His characters share dullness. He did not cast a gifted actress as Lolita in his 1962 film. She was only provocative in Humbert Humbert's (James Mason) eyes. [How ironic is it that Lyon did go on to have 5 marriages in her actual life?]

Jack Nicholson brought his patented manic energy to Jack Torrance in The Shining (1980), but the line, "All work and no play makes Jack a dull boy" has a piquant irony. The two astronauts in 2001: A Space Odyssey are bland and rote.

I first contacted Stanley when I was contemplating a book on his film Dr. Strangelove or: How I Learned to Stop Worrying and Love the Bomb (1964). He was agreeable, but unfortunately it never came to fruition.

Stanley seemed to appreciate my reviews, although of course he didn't publicly interpret his own work. He left that to lesser mortals. It's ironic that Kubrick has to count on the judgment of them.

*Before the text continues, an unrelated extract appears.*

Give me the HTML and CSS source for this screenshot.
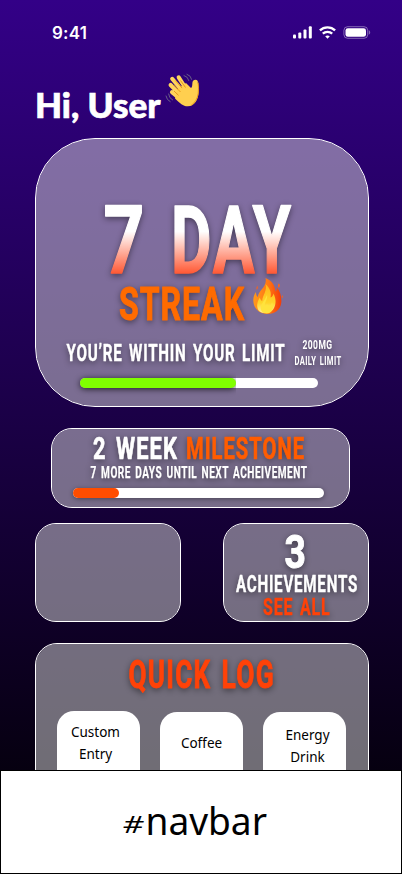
FILE: index.html
```
<!DOCTYPE html>
<html lang="en">
<head>
<meta charset="utf-8">
<meta name="viewport" content="width=device-width, initial-scale=1">
<title>Streak</title>
<link rel="stylesheet" href="styles.css">
</head>
<body>
<div class="screen">
  <header class="status">
    <span class="time">9:41</span>
    <svg class="status-icons" width="80" height="16" viewBox="0 0 80 16">
      <g fill="#fff">
        <rect x="1" y="9.5" width="3" height="4" rx="1"/><rect x="6.3" y="7.5" width="3" height="6" rx="1"/><rect x="11.5" y="4.5" width="3" height="9" rx="1"/><rect x="16.8" y="1.3" width="3" height="12.2" rx="1"/>
        <rect x="53.5" y="3.2" width="20.5" height="8.6" rx="2.4"/>
        <path d="M76.8 5.3v4.4c.9-.4 1.4-1.2 1.4-2.2s-.5-1.800-1.400-2.200z" opacity=".4"/>
        <path d="M35.500 13.700l-2.300-2.400c1.300-1.100 3.300-1.100 4.600 0z"/>
      </g>
      <rect x="51.900" y="1.700" width="23.800" height="11.600" rx="3.700" fill="none" stroke="#fff" opacity=".4"/>
      <g fill="none" stroke="#fff" stroke-width="2.300"><path d="M27.900 5.400c4.200-4.100 11-4.100 15.200 0"/><path d="M30.800 8.700c2.600-2.500 6.800-2.500 9.400 0"/></g>
    </svg>
  </header>

  <div class="greeting">
    <svg class="line" width="334" height="66">
      <text class="hello" x="0" y="46" textLength="125.500" lengthAdjust="spacingAndGlyphs">Hi, User</text>
      <g transform="translate(130 1.500)">
        <g fill="none" stroke="#77758a" stroke-width=".8" stroke-linecap="round"><path d="M19 2q4 1 4.800 5M22 .8q4 1.200 4.600 5M3.600 20.500q.4 4.300 4 6M1 22.500q.6 4 4.200 5.700"/></g>
        <g fill="none" stroke="#ffd45c" stroke-width="4.100" stroke-linecap="round"><path d="M17 17L7.200 5.300M20.500 14.500L13.700 3.800M15 21L5.600 11.500M14 24.500L7 18.600"/></g>
        <path fill="#ffcf4f" d="M12 16l9-6.500 5 5c1.300-1 1.200-2.500 1.400-5.300.2-2.600 3.300-4 5.400-1.800-.2 3 1.200 6 .8 11.500C33.300 25 30 33 22.500 32.800c-4.500 0-7.500-3-12.500-7.800z"/>
        <path fill="none" stroke="#e8991c" stroke-width="1" d="M8.500 11.500l7 7M10.300 7l6.800 7.600M15.500 7l5 7M9 17.500l4.500 4.300M33.200 9q.6 7 0 11-1.300 8-7 11.800"/>
      </g>
    </svg>
  </div>

  <main class="content">
    <section class="card streak-card">
      <svg class="line" width="332" height="137">
        <defs><linearGradient id="heat" gradientUnits="userSpaceOnUse" x1="0" y1="67" x2="0" y2="134"><stop offset=".38" stop-color="#fff"/><stop offset="1" stop-color="#ff5a36"/></linearGradient></defs>
        <g class="display s94" fill="url(#heat)" stroke="url(#heat)"><text x="67.500" y="134" textLength="43" lengthAdjust="spacingAndGlyphs">7</text><text x="135" y="134" textLength="122" lengthAdjust="spacingAndGlyphs">DAY</text></g>
      </svg>
      <svg class="line" width="332" height="52">
        <defs>
          <linearGradient id="flame" x1="0" x2="1"><stop offset="0" stop-color="#ff9a1c"/><stop offset=".55" stop-color="#ff7414"/><stop offset="1" stop-color="#f23c08"/></linearGradient>
          <linearGradient id="core" x1="0" y1="0" x2="0" y2="1"><stop offset="0" stop-color="#ffb419"/><stop offset=".65" stop-color="#ffd52a"/><stop offset="1" stop-color="#fff09a"/></linearGradient>
        </defs>
        <text class="display s47 orange" x="83" y="44" textLength="126" lengthAdjust="spacingAndGlyphs">STREAK</text>
        <g transform="translate(217 2)">
          <path fill="url(#flame)" d="M12.500 0c7 2.800 9.500 8 10.200 13.500.9-1 1.300-2.500 1-4.500 4 5 5 10.500 4.600 15.500C27.700 31.500 22 36 14.500 36 6 36 .5 30.500.3 22.500.2 19 1.500 16 3 14c0 2.500.5 4 1.800 5C5.500 12 14.500 9 12.500 0z"/>
          <path fill="url(#core)" d="M12.500 6c5 5 6 9 5 13.500 1.800-.5 2.500-2 2.900-4 3.300 6 2.600 12-.3 16-3.100 4-10.500 5-14.500 1C3 28 4.500 23 6.800 19.500c.5 2 1.200 3 2.400 3.500C9.500 17 14.500 13 12.500 6z"/>
          <path fill="#ffe33d" d="M14 17c1 4-2.500 7-2 10.500 1 0 1.500-.4 2-1.500 2 3 4.600 1 5-2 2.600 5 .5 11.500-5.500 11.500-4.500 0-6-3-5.500-6.500C8.500 25 12 22 14 17z"/>
          <path fill="#f9641a" d="M4.500 7.500q1 2.200-.7 4.500-1.300-1.800.7-4.500zM25.500 5q2.500 1.500.5 5-2.200-2 0-5zM29.500 17q1 1.500-.3 3.400-1.200-1.400.3-3.400z"/>
        </g>
      </svg>
      <svg class="line white" width="332" height="50">
        <text class="display s23" x="30.500" y="33" textLength="219" lengthAdjust="spacingAndGlyphs">YOU’RE WITHIN YOUR LIMIT</text>
        <text class="display s12" x="266.500" y="21" textLength="30" lengthAdjust="spacingAndGlyphs">200MG</text>
        <text class="display s12" x="258.500" y="37" textLength="47" lengthAdjust="spacingAndGlyphs">DAILY LIMIT</text>
      </svg>
      <div class="bar limit-bar"><div class="fill" style="width:156px"></div></div>
    </section>

    <section class="card milestone">
      <svg class="line white" width="297" height="59">
        <g class="display s31"><text x="41" y="30.300" textLength="85" lengthAdjust="spacingAndGlyphs">2 WEEK</text><text class="amber" x="134" y="30.300" textLength="119" lengthAdjust="spacingAndGlyphs">MILESTONE</text></g>
        <text class="display s16" x="38.500" y="49.300" textLength="217" lengthAdjust="spacingAndGlyphs">7 MORE DAYS UNTIL NEXT ACHEIVEMENT</text>
      </svg>
      <div class="bar milestone-bar"><div class="fill" style="width:46px"></div></div>
    </section>

    <div class="pair">
      <section class="card small"></section>
      <section class="card small">
        <svg class="line white" width="144" height="97">
          <text class="display s47" x="60.500" y="44" textLength="22.500" lengthAdjust="spacingAndGlyphs">3</text>
          <text class="display s23" x="12" y="68.300" textLength="122" lengthAdjust="spacingAndGlyphs">ACHIEVEMENTS</text>
          <text class="display s23 red" x="39" y="91.300" textLength="67.500" lengthAdjust="spacingAndGlyphs">SEE ALL</text>
        </svg>
      </section>
    </div>

    <section class="card quick">
      <svg class="line" width="332" height="67">
        <g class="display s40 red"><text x="92.500" y="44" textLength="83" lengthAdjust="spacingAndGlyphs">QUICK</text><text x="185.500" y="44" textLength="53.500" lengthAdjust="spacingAndGlyphs">LOG</text></g>
      </svg>
      <div class="tiles">
        <div class="tile custom">Custom<br>Entry</div>
        <div class="tile coffee">Coffee</div>
        <div class="tile energy">Energy<br>Drink</div>
      </div>
    </section>
  </main>

  <nav class="navbar">
    <svg class="line" width="400" height="102">
      <text class="hash" x="121.500" y="62" textLength="21" lengthAdjust="spacingAndGlyphs">#</text>
      <text class="nav-text" x="144.500" y="64" textLength="121.500" lengthAdjust="spacingAndGlyphs">navbar</text>
    </svg>
  </nav>
</div>
</body>
</html>
```
FILE: styles.css
```
* { box-sizing: border-box; }
body { margin: 0; font-family: "Noto Sans", sans-serif; }
.screen {
  width: 402px; height: 874px; overflow: hidden;
  display: flex; flex-direction: column;
  background: linear-gradient(#330087, #000);
}
.line { display: block; overflow: visible; flex: none; }
.white { fill: #fff; stroke: #fff; }
.orange { fill: #ff6b00; stroke: #ff6b00; }
.amber { fill: #ff5c00; stroke: #ff5c00; }
.red { fill: #ff4208; stroke: #ff4208; }
.status { display: flex; justify-content: space-between; height: 72px; flex: none; padding: 25px 30px 0 52px; }
.time { color: #fff; font: 600 17px/16px Inter, sans-serif; letter-spacing: .2px; }
.status-icons { display: block; }
.greeting { height: 66px; flex: none; padding-left: 35px; }
.hello { font: 900 35px Lato, sans-serif; fill: #fff; stroke: #fff; stroke-width: .7px; }
.content { flex: 1; min-height: 0; overflow: hidden; padding: 0 33px 0 35px; }
.card { border: 1px solid #fff; background: rgba(217, 217, 217, .5); background-clip: padding-box; }
.display {
  font-family: Roboto, sans-serif; font-weight: 700;
  letter-spacing: .05em; word-spacing: .13em;
  stroke-width: .4px; stroke-linejoin: round;
  filter: drop-shadow(0 2px 3px rgba(0, 0, 0, .45));
}
.s94 { font-size: 94px; letter-spacing: .03em; stroke-width: 1.500px; }
.s47 { font-size: 47px; letter-spacing: .03em; stroke-width: 1px; }
.s40 { font-size: 39.500px; stroke-width: .9px; }
.s31 { font-size: 31px; stroke-width: .7px; }
.s23 { font-size: 23px; }
.s16 { font-size: 16px; stroke-width: .25px; }
.s12 { font-size: 12px; stroke-width: 0; }
.streak-card { width: 334px; height: 269px; border-radius: 60px; }
.bar { height: 10px; border-radius: 5px; background: #fff; box-shadow: 0 1px 5px rgba(0, 0, 0, .4); }
.fill { height: 10px; border-radius: 5px; }
.limit-bar { width: 238px; margin-left: 44px; box-shadow: none; }
.limit-bar .fill { background: #80ff00; box-shadow: 0 1px 6px rgba(0, 0, 0, .75); clip-path: inset(-10px 0 -10px -10px round 0 5px 5px 0); }
.milestone { width: 299px; height: 80px; margin: 21px 0 0 16px; border-radius: 21px; }
.milestone-bar { width: 251px; margin-left: 21px; }
.milestone-bar .fill { background: #ff4d00; }
.pair { display: flex; gap: 42px; margin-top: 15px; }
.small { width: 146px; height: 99px; border-radius: 21px; }
.quick { width: 334px; height: 220px; margin-top: 21px; border-radius: 22px; }
.tiles { display: flex; gap: 20px; padding-left: 21px; }
.tile { width: 83px; height: 110px; border-radius: 17px; background: #fff; color: #000; text-align: center; font-size: 13.500px; line-height: 22px; }
.custom { padding: 10px 6px 0 0; }
.coffee { padding-top: 20px; margin-top: 1px; }
.energy { padding: 12px 0 0 6px; margin-top: 1px; }
.navbar { height: 104px; flex: none; background: #fff; border: 1px solid #000; }
.hash { font-size: 23px; font-style: italic; }
.nav-text { font-size: 37.500px; }
```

He's already pretty much dismissed them in his view of society.

Writer Diane Johnson, who with Kubrick co-wrote the screenplay of The Shining, once wrote me that Stanley was pleased with my essay on The Shining which appeared in The Journal of Popular Culture (Bowling Green University).

I have 5 or 6 letters from Stanley. In one to "Tony," he gave me his phone number to call him if I ever was in England. I later - long after Stanley's death in 1999 - gave it as a gift to director Tony Vierra, when he came to Las Vegas to interview me about Eyes Wide Shut (1999). But he's not exactly my alter ego.

Are critics ahead of the populace? Over a couple of days, I recently took a poll in the doughnut shop I inhabit about whether or not people had seen 2001 and what they now thought of it. I asked a baker's dozen (even though there is not such a concept anymore). It's not just a place where old guys read newspapers. The clientele is diverse - in age, gender, and ethnicity. And often tattooed.

It was not what I hoped for. 11 of 13 had never seen the film. One wasn't sure. One woman thought Kubrick was an actor or producer. And one young man asked me, "Is it on any streaming sites?" Of course. Kubrick wants viewers to see it hand-held.

It looks as though the critics will have to keep 2001: A Space Odyssey soaring.

Sight & Sound is a valuable arbiter of cinema. The British magazine has a decadal poll the second year of each decade. In it, critics and directors chose what they think are the best films ever made.

I realize it's a Pyrrhic poll, but it's enlightening. I contributed in 1972, 1982, 1992, and last in 2002. At the beginning I was one of a rare breed. I think only one other USA university educator was included. I was also founder and editor of international journal Film Heritage.

But by 2012, I had lost my cache. I had gone the way of HAL. No longer a valued voter, I was lost in space.

For 50 years Welles's Citizen Kane was the #1 choice of the voters. Then in 2012 Hitchcock's Vertigo replaced it as top film.

The next poll will be in 2022.

In 2002 in Sight & Sound, I chose 2001: A Space Odyssey as 7th.

It appeared as 6th over-all in the poll. In 2012 it again was 6th.

But for the last few years, I've predicted that in 2022, there will be another change at the top.

2001: A Space Odyssey will be chosen as Best Film of All-time.

It has a chance.

The apish critics are gone.

But I still believe in Star-Children.